Alcuni anni dopo, trovai quella storia a casa mia, in Val Susa, per le vicende dell’alta velocità Torino-Lione che non riassumo giacché universalmente conosciute.
quel tratto comune
Le dinamiche erano le stesse della Colombia, ovviamente con un grado di violenza infinitamente minore. Ma tra quel popolo e quello della valle esisteva quel tratto comune, quella voglia di contestare alla radice l’intero apparato ideologico che soggiace al primato dello sviluppo capitalistico.
In origine l’opposizione al supertreno fondava su un principio fisico: “più di così un territorio non si può sfruttare e dovete lasciarci in pace. Questa terra ha il diritto di stare tranquilla”.
Che sia capitalismo reale, o capitalismo di Stato, o socialismo, ciò che finiva sotto giudizio era il mito dello sviluppo infinito all’interno di un contesto finito. Ovvero quanto sostenuto dal Club di Roma nel 1970.
I limiti dello sviluppo in Val Susa sono stati raggiunti e ampiamente superati, si rivendicava quindi il diritto ad una vita senza ulteriore “crescita”.
Nei primi anni duemila, mentre in una dispersa foresta amazzonica e in una valle italiana si contestavano pesantemente i miti del gigantismo, si affacciava l’utopia – ma l’utopia altro non è che uno sguardo in un futuro lontano ma certo – decrescista di Serge Latouche, evoluzione di infinite teorie filosofico-religiose precedenti, ben presto inglobata, divorata, digerita e resa produttiva dal sistema capitalistico. Trasformata essa stessa in un prodotto di consumo.
Ho seguito le vicende della Val Susa, come narratore e militante, per lunghi anni e tuttora lo faccio.
Ho fatto tutto quello che c’era da fare: dai presidi agli scontri più violenti, scritto libri, articoli, litigato con i parenti, litigato con i Notav stessi.
Ad un tratto, nel momento di maggiore pressione, il movimento Notav scartò dalla linea degli U’wa – dalla linea “mo’ basta” – che semplicemente rivendicava il diritto a vivere in un posto decente, sano, non inquinato, in un luogo non devastato in nome dello sviluppo.
Un principio squisitamente morale ed etico.

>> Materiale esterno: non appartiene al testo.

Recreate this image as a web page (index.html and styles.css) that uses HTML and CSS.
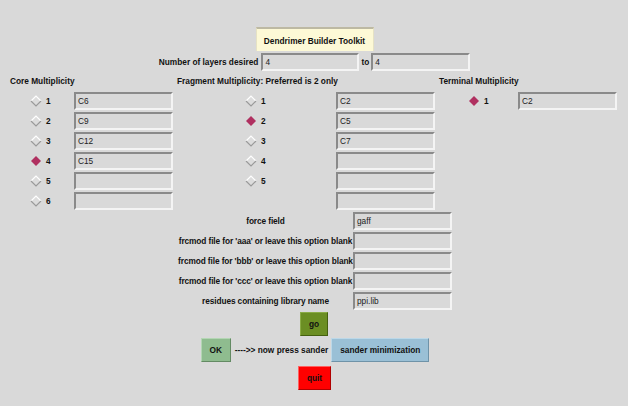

La lotta si spostò sul piano materiale: sul senso dell’opera. Anzi, sul senso economico dell’opera.
corde profonde
Decine di studi hanno dimostrato in seguito che il tunnel di base non ha alcuno senso trasportistico a fronte di costi fuori scala.
Era la chiave per raggiungere le corde profonde della percezione morale occidentale.
Non bastava dire “vogliamo vivere in pace”, era necessaria un’altra prospettiva, più potente della stessa vita.
La scelta si è dimostrata mediaticamente vincente, perché è andata a toccare quel motore unico che muove l’essere umano occidentale, che crea una morale sua, un’etica fuori dall’etica, mito fondativo e scopo ultimo dell’umanità. L’unico vero dio sopravvissuto, ma d’altronde era il timore principale dello stesso Gesù Cristo, alla furia anti religiosa degli ultimi due secoli.
Il denaro.
Golder è divenuto un paradigma costruttivo e collettivo
Viviamo dentro le pagine del libro “Golder” straordinario personaggio archetipico creato dalla penna di Irène Nèmirovsky: lei pensava di ritrarre il modello umano dell’abbrutimento, Golder è divenuto un paradigma costruttivo e collettivo.
Il materialismo economico Notav, che anche io ho usato a piene mani mosso da un principio machiavellico – nonché l’editore di trancemedia.eu attraverso il mastodontico documentario Tavchisì – ha camminato sulle sue gambe diventando una arma di distruzione potentissima, in grado di annientare la retorica sviluppista dei proponenti, ridottasi a chiamare in causa Cavour e visioni antiche di quasi due secoli.
Ridottisi a manipolare l’informazione con chimerici traffici globali, di cui non si sa bene chi senta la necessità in un mondo ormai all’interno di una crisi ecologica distruttiva e irreversibile. All’interno della sesta estinzione di massa. Oggi.
Il tempo corre e si giunge ai giorni nostri in cui un nuovo governo italiano delega la scelta di realizzare l’opera, un mega tunnel di base, a una valutazione costi-benefici. Che, ovviamente, non potrà che avere esito negativo, giungendo quindi – se non subentreranno fattori esogeni – al blocco dell’opera. Ovvero allo stesso risultato ottenuto dagli U’wa in Colombia.